With just a few clicks associate professor Oded Cats empties the streets of Amsterdam of all cars. In a simulation model, that is. ‘Now what if we ban Uber? Or allow only trams or bike sharing services?’ From his office in the CEG faculty building Cats is experimenting with a complex computer model creating a wealth of different virtual transport scenarios. He specifically looks into new modes of shared mobility, as they have brought a whole new dynamic to our cities.
The thought that there must be more efficient ways of managing transport is one that Cats has been entertaining since his youth in the suburbs of Tel Aviv. The long commute to school and back annoyed him but from frustration a lifelong fascination with transport design was born.
Fast forward a number of years and co-director of the Smart Public Transport Lab at the Transport & Planning department is taking on the complex transport challenges that beset most large cities. Cats’ computer models can generate any conceivable scenario and provide insights into what happens to a city when its car and public transport streams are re-designed. That knowledge has become essential for (local and regional) authorities and public transport operators grappling with transport policy in an increasingly complex playing field. Parties such as Uber, and the development of self-driving cars are revolutionising the face of traffic management in big cities.
Solution or part of the problem?
For a long time transport policy centred on cars versus public transport. The government devised plans to promote the use of trains and buses and discourage car use. And then suddenly all these services popped up, like Uber, GreenWheels and Mobike, and turned things on their heads. All these modes of shared mobility have brought a whole new dynamic to the cities, with apps and platforms that allow both users and providers to become more adaptive. Cats explains: ‘Suddenly a bike is shared by lots of people and car owners may occasionally offer free seats for ride-sharing. That means users have access to more flexible, on demand forms of transport and no longer only depend on the rigid timetables and fixed locations of trains, buses and trams. We no longer have to own a car or bike to use one.’ But this does lead to new and urgent questions that have to be answered: are these services part of the solution or part of the problem? Should the authorities encourage or regulate them? How do you find out? ‘That is what ‘Mobility as a Service’ is all about (see box). This is not just about shared mobility but about flexibility and ownership.’

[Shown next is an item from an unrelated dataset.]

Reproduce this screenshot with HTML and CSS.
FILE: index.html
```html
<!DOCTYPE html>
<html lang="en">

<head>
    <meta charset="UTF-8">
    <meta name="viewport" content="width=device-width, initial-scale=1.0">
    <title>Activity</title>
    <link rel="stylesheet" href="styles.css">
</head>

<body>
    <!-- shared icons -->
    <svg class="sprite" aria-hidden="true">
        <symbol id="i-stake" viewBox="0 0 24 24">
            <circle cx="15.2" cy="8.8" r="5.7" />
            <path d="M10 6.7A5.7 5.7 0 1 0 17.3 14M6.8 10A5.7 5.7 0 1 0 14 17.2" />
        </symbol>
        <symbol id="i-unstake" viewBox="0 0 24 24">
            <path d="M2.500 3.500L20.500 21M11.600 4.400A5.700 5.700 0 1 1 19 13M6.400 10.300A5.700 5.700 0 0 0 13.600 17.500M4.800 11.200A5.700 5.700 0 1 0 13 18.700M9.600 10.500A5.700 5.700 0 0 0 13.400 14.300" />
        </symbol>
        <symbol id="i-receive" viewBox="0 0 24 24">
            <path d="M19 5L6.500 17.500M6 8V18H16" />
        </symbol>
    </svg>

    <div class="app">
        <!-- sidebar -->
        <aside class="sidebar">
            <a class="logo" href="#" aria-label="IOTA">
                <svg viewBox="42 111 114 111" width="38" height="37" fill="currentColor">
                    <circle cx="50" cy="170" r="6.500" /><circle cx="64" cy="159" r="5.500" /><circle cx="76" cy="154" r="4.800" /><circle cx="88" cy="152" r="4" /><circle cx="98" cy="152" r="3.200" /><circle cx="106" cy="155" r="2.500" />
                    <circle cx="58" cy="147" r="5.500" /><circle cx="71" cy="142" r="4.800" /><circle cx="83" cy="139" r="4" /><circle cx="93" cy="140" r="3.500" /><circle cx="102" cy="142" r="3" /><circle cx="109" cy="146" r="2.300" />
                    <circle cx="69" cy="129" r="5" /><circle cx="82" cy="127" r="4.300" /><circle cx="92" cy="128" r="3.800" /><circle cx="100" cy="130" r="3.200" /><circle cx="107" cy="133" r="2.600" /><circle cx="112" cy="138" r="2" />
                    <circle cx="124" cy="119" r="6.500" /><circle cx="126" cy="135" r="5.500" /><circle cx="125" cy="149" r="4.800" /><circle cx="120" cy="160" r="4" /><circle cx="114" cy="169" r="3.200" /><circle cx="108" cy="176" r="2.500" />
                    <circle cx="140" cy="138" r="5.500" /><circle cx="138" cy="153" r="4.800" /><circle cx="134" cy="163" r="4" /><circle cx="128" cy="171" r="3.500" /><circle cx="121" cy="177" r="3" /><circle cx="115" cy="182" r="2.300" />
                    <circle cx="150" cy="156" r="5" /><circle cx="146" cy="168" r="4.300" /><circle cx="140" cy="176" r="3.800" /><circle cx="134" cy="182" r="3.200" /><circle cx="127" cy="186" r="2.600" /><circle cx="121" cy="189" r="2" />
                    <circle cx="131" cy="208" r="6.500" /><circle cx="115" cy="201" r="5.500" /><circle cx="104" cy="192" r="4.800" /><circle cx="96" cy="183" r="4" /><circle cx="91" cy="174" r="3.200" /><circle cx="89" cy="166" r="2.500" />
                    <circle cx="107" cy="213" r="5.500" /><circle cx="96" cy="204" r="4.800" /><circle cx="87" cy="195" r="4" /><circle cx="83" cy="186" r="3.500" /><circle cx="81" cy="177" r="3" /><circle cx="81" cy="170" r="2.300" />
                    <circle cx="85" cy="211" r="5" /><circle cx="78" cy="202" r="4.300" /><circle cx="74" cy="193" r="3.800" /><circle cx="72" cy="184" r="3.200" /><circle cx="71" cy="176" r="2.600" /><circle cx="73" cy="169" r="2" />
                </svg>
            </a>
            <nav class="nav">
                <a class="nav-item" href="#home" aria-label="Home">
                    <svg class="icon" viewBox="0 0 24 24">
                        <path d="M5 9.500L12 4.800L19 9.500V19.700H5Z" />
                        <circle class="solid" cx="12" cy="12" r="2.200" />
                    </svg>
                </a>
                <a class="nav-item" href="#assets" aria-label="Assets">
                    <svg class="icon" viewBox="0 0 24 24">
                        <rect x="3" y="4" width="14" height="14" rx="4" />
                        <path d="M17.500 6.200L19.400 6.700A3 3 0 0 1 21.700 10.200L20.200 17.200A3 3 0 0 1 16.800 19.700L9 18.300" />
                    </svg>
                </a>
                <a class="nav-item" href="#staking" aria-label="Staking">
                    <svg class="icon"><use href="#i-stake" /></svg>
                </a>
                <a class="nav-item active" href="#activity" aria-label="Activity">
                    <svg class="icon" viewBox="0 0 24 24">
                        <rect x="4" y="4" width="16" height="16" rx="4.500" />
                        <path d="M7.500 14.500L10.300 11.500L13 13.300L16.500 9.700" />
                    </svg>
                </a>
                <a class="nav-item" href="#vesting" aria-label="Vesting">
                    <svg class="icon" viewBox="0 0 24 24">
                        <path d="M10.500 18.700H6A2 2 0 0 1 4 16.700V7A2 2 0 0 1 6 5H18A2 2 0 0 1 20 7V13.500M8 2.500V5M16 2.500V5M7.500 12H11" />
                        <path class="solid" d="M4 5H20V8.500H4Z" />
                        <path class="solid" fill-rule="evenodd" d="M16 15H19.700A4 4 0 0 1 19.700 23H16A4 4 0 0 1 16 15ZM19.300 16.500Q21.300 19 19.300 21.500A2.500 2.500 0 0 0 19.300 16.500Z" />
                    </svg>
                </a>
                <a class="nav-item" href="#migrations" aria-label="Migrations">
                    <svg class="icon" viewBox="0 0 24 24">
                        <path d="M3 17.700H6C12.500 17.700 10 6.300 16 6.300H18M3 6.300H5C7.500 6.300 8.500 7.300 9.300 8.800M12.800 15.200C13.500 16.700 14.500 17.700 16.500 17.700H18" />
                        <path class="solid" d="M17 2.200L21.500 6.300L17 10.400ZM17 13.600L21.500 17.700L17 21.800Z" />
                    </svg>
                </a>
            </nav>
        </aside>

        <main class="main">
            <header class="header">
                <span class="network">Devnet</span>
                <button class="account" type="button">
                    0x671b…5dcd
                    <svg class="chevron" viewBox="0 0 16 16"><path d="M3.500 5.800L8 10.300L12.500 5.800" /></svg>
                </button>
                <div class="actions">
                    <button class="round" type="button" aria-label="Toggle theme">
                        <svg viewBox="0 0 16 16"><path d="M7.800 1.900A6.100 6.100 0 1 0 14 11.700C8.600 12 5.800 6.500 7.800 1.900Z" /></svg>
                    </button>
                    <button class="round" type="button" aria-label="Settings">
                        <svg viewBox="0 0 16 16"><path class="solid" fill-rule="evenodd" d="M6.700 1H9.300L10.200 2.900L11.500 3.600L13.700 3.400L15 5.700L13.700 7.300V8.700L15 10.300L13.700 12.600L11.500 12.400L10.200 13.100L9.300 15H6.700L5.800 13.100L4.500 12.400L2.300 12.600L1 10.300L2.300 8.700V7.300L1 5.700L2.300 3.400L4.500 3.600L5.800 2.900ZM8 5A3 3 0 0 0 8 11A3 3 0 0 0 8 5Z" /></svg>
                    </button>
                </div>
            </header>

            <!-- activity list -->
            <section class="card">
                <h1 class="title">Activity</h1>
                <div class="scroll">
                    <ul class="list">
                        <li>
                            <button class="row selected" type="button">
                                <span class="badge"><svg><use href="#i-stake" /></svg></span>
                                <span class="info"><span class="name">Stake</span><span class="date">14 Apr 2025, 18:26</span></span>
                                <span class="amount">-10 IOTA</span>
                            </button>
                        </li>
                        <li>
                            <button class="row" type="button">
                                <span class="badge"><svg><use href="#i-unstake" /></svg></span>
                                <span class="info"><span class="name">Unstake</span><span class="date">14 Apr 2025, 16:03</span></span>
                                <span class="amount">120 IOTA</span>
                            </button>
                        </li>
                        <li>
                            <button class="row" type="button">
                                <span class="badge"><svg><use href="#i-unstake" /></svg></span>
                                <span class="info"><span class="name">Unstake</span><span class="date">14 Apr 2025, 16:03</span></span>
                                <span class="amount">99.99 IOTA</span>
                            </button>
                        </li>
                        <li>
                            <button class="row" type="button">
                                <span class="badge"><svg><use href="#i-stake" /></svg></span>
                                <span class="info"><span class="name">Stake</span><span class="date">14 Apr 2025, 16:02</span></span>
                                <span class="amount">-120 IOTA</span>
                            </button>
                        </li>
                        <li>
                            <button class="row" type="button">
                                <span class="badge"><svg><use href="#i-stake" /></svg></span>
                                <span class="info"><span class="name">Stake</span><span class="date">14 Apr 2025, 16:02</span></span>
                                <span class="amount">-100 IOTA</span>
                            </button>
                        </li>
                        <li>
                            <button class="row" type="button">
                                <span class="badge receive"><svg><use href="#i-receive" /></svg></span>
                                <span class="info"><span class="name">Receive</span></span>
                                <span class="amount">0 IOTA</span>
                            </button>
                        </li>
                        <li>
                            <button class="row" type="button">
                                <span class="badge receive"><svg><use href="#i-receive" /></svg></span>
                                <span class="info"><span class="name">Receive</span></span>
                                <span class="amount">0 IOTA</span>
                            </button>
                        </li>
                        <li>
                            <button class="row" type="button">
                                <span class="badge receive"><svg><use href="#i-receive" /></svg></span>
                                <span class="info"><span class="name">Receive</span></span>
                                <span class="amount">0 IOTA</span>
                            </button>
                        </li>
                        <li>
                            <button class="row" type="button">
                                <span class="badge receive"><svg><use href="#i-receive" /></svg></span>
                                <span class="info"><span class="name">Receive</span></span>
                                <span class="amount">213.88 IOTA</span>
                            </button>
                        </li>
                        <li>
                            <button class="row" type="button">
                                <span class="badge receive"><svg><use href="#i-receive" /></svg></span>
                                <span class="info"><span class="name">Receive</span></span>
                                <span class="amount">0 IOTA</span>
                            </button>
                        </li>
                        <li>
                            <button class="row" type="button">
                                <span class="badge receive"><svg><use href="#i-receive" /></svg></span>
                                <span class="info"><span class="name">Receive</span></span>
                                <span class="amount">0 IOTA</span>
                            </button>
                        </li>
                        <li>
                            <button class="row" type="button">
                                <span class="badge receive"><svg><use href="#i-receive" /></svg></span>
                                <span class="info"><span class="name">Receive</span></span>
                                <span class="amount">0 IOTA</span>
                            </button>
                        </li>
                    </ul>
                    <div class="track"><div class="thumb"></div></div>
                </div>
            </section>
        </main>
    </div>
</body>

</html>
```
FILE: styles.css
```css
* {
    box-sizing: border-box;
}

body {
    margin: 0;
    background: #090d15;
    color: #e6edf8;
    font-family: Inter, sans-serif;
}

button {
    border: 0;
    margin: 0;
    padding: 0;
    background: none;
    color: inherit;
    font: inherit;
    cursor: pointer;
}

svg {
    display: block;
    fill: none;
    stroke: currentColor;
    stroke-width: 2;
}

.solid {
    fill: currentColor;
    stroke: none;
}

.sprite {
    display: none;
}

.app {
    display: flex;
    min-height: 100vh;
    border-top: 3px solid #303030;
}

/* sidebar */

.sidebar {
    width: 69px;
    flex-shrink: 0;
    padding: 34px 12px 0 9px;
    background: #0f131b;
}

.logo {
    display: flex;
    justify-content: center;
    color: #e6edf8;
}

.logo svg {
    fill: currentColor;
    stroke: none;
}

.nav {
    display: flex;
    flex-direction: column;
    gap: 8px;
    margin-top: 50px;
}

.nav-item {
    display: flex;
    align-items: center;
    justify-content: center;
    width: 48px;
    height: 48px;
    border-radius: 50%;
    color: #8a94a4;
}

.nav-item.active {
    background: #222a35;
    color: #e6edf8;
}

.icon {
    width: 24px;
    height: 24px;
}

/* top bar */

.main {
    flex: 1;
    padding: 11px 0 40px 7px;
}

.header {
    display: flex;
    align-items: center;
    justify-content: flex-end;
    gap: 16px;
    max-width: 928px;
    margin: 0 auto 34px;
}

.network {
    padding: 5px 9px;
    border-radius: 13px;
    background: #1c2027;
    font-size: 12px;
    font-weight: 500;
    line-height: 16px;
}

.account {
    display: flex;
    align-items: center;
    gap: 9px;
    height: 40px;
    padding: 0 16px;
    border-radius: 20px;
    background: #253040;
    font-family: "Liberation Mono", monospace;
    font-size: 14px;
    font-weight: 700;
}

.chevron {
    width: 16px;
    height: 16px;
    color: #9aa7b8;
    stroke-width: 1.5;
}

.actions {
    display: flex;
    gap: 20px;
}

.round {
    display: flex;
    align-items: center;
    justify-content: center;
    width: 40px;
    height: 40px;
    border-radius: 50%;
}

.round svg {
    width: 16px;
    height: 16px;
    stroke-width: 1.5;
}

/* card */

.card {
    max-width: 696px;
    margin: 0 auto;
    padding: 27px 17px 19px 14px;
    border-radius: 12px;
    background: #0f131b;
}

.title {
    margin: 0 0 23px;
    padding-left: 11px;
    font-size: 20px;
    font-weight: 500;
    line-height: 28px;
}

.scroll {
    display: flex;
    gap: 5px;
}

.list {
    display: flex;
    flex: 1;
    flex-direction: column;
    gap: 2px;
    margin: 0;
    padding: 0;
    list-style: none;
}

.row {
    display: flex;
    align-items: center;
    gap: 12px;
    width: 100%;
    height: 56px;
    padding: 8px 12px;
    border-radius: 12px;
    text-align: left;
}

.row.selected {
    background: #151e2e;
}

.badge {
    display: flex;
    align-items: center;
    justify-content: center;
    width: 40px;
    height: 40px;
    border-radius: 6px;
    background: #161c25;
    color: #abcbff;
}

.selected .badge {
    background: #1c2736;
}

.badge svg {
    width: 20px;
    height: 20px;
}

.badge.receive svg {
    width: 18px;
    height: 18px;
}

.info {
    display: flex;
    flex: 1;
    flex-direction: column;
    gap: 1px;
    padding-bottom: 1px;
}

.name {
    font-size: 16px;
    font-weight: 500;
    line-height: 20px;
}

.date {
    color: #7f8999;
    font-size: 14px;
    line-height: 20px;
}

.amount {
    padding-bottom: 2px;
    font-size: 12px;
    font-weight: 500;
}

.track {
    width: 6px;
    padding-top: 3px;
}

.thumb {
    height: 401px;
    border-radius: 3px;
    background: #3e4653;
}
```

The challenge for the authorities is to figure out how to manage the interaction between public transport and the new services, Cats says. ‘One of the ways of doing this is to examine different scenarios. What would happen, for instance, if we were to allow the unlimited introduction of the new services? Or ban cars from our cities? Such scenarios cannot be tried out in practice for a week or two, of course.’

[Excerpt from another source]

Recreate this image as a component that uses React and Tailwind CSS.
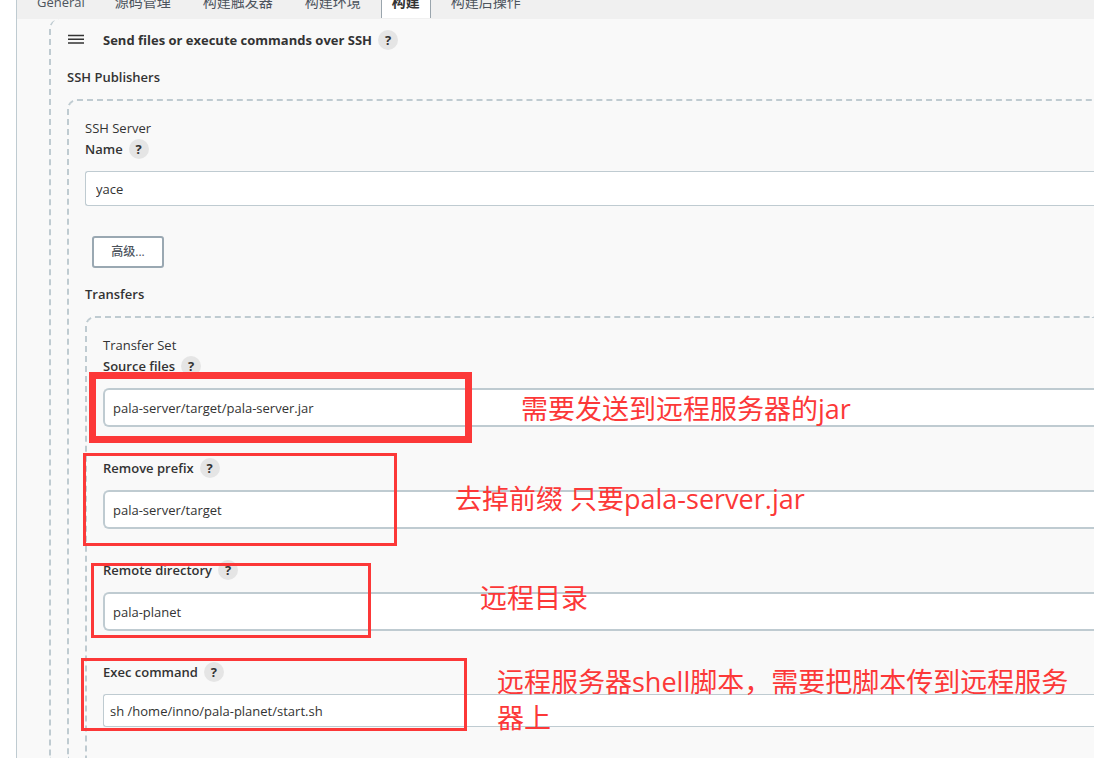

That’s why Cats and his colleagues devised a model to answer these questions. It took them a long time because to create a model such as this requires a lot of data. An awful lot. ‘We chose Amsterdam as our virtual city and then we set about collecting all kinds of data, from the various types of public transport, capacity and the number of journeys to maps and travel schedules.’ Cats’ research team combined this data with information they estimate and infer about behaviour and user preferences from experiments and past choices. ‘There are many factors that come into play. Are people prepared to share a vehicle for part of their journey? Are they ok with a detour? Are they willing to use a car that they do not possess?’ By combining all the data Cats came up with a model that incorporates known wishes and demands of all types of users.
A tenth of all cars
Cats moves from one model or example to another with lightning speed. On the screen of his laptop dozens of little dots are moving simultaneously. Each command has a direct influence on the scenario, leading to some interesting insights. ‘If you were to combine self-driving vehicles with a properly organised metro system the city traffic would run smoothly with only a tenth of the number of cars. However, every self-driving car would make many more journeys,’ Cats explains. ‘But remove the metro system and we would all be facing longer journeys.’

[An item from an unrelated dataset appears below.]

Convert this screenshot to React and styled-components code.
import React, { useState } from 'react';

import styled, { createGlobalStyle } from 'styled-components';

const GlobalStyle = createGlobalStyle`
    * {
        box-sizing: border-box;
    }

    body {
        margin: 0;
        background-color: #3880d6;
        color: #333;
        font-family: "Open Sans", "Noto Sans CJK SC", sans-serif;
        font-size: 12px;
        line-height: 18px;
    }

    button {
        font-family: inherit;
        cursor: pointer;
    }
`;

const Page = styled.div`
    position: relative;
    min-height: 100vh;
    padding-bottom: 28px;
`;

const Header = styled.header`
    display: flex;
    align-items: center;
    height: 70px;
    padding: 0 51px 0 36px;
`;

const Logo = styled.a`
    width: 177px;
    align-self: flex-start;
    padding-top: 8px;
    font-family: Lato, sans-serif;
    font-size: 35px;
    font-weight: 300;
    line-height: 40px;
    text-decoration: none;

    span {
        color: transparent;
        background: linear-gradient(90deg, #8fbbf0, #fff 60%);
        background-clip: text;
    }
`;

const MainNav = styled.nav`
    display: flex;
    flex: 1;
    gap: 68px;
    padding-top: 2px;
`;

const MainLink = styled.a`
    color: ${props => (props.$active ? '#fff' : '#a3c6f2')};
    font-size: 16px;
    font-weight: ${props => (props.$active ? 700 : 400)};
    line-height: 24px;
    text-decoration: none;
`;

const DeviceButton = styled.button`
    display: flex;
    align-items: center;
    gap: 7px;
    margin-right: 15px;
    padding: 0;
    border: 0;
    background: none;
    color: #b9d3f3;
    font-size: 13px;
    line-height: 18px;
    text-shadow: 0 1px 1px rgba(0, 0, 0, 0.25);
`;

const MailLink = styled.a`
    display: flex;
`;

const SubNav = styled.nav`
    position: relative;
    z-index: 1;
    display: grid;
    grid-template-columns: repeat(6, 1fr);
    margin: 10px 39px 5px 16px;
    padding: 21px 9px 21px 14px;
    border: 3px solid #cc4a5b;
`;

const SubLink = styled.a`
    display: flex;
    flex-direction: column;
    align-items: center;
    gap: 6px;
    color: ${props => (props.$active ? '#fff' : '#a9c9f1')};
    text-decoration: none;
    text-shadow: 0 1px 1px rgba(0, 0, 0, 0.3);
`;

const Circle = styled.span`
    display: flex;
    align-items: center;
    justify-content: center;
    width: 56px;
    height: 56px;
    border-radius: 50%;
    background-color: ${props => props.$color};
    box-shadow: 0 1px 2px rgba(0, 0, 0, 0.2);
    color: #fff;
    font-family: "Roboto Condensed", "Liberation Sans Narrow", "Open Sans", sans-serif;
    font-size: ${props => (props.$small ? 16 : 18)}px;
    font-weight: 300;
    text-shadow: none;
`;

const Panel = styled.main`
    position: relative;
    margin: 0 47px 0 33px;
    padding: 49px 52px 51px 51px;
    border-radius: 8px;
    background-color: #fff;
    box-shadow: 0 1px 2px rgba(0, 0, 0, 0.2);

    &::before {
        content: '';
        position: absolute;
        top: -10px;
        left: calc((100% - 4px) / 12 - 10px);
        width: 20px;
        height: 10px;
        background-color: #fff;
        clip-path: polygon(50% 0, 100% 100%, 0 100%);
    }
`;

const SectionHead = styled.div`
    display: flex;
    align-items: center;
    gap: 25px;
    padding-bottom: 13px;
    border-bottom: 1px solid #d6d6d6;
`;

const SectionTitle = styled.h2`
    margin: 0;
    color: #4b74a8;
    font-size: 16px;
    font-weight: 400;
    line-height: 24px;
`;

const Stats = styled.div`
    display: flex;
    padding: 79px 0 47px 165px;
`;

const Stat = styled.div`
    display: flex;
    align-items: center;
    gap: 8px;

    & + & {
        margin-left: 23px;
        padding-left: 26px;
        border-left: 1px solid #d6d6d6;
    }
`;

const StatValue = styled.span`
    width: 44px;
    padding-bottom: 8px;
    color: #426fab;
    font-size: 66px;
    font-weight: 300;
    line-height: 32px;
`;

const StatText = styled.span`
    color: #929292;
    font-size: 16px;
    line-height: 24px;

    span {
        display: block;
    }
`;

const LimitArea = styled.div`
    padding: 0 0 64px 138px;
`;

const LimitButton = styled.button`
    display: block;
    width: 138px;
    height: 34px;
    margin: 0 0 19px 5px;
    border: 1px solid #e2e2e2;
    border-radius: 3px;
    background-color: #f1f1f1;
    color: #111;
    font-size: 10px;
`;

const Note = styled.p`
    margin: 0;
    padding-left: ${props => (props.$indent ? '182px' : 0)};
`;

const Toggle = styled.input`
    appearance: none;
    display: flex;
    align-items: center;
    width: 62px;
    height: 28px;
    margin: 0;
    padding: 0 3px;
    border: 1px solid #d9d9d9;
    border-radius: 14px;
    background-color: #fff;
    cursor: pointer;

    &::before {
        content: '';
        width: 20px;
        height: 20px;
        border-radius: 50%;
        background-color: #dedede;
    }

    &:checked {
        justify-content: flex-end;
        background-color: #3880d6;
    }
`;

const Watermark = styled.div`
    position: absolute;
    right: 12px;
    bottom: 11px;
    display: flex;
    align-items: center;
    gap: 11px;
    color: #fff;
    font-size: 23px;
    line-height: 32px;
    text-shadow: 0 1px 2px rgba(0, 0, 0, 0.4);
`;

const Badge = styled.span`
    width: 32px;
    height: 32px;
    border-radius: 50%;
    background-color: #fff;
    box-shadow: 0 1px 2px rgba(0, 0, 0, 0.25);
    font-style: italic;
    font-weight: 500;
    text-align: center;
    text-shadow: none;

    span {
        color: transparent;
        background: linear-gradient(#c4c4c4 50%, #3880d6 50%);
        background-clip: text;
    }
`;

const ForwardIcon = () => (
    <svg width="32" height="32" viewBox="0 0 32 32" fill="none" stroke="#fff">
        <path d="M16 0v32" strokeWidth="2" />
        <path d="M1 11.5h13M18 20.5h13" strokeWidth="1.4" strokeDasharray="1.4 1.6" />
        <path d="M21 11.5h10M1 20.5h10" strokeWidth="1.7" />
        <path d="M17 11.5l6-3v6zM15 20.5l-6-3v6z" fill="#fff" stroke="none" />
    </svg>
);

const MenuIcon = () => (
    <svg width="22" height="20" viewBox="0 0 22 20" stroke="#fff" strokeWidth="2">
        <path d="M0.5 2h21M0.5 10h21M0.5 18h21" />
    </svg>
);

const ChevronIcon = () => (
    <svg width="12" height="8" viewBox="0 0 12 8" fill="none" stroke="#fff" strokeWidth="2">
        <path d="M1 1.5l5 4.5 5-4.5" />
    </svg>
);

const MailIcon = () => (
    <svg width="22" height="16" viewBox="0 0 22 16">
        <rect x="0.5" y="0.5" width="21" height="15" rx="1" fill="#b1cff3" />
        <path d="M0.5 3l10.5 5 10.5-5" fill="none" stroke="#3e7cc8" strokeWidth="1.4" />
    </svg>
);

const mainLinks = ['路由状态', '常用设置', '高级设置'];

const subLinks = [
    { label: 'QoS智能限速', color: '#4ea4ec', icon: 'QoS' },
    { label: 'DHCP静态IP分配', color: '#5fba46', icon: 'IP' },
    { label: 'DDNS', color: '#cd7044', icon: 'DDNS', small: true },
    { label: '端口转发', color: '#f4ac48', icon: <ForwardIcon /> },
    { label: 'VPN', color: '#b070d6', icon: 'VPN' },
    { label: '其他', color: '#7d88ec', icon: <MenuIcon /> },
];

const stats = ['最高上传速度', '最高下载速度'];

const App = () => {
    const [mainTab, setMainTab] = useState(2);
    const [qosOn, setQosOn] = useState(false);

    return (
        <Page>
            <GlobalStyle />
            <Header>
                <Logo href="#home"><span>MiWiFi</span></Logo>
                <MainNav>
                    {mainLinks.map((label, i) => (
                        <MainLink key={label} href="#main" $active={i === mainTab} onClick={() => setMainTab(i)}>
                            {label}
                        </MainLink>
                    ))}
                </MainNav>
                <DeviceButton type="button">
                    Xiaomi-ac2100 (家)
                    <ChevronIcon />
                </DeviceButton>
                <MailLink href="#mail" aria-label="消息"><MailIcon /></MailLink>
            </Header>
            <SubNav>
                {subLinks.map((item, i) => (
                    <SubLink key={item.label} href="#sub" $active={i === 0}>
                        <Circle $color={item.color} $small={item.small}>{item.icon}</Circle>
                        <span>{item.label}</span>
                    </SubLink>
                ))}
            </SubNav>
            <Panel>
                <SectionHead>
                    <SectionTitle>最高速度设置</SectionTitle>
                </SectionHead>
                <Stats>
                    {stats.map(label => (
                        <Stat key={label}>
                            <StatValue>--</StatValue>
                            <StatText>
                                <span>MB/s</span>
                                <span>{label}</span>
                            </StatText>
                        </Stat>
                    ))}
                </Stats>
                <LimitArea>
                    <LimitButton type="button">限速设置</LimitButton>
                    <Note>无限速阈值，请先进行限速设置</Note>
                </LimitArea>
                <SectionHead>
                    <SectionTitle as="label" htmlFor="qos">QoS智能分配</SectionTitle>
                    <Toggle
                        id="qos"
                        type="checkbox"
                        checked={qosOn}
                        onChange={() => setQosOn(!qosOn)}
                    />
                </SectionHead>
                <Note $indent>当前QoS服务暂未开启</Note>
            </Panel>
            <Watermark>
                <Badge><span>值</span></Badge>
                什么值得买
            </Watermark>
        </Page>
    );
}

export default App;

Public transport in Washington DC
And then there are the examples that have not been used to create the models but that Cats is familiar with from experiences outside the project. In Washington DC, Cats says, the public are automatically reimbursed if the metro is late, a measure that could well lower the threshold for reluctant public transport users. ‘And it also keeps the transport companies on their toes,’ he adds. One thing is certain: for Oded Cats the world can always be organised much more efficiently.
Mobility as a Service (MaaS) is the result of an ever-more dynamic relationship between providers of transport and user demand. MaaS breaks the boundaries between individual ownership and the collective use of travel alternatives. At TU Delft, Oded Cats works closely together with Konstanze Winter, Jishnu Narayan and Rafał Kucharski on the development of the Amsterdam case in agent-based simulation models.
The Smart Public Transport Lab develops new solutions and methods to improve public transport planning, operation and management. It carries out research which contributes to the development of more efficient, sustainable and resilient multimodal transport systems.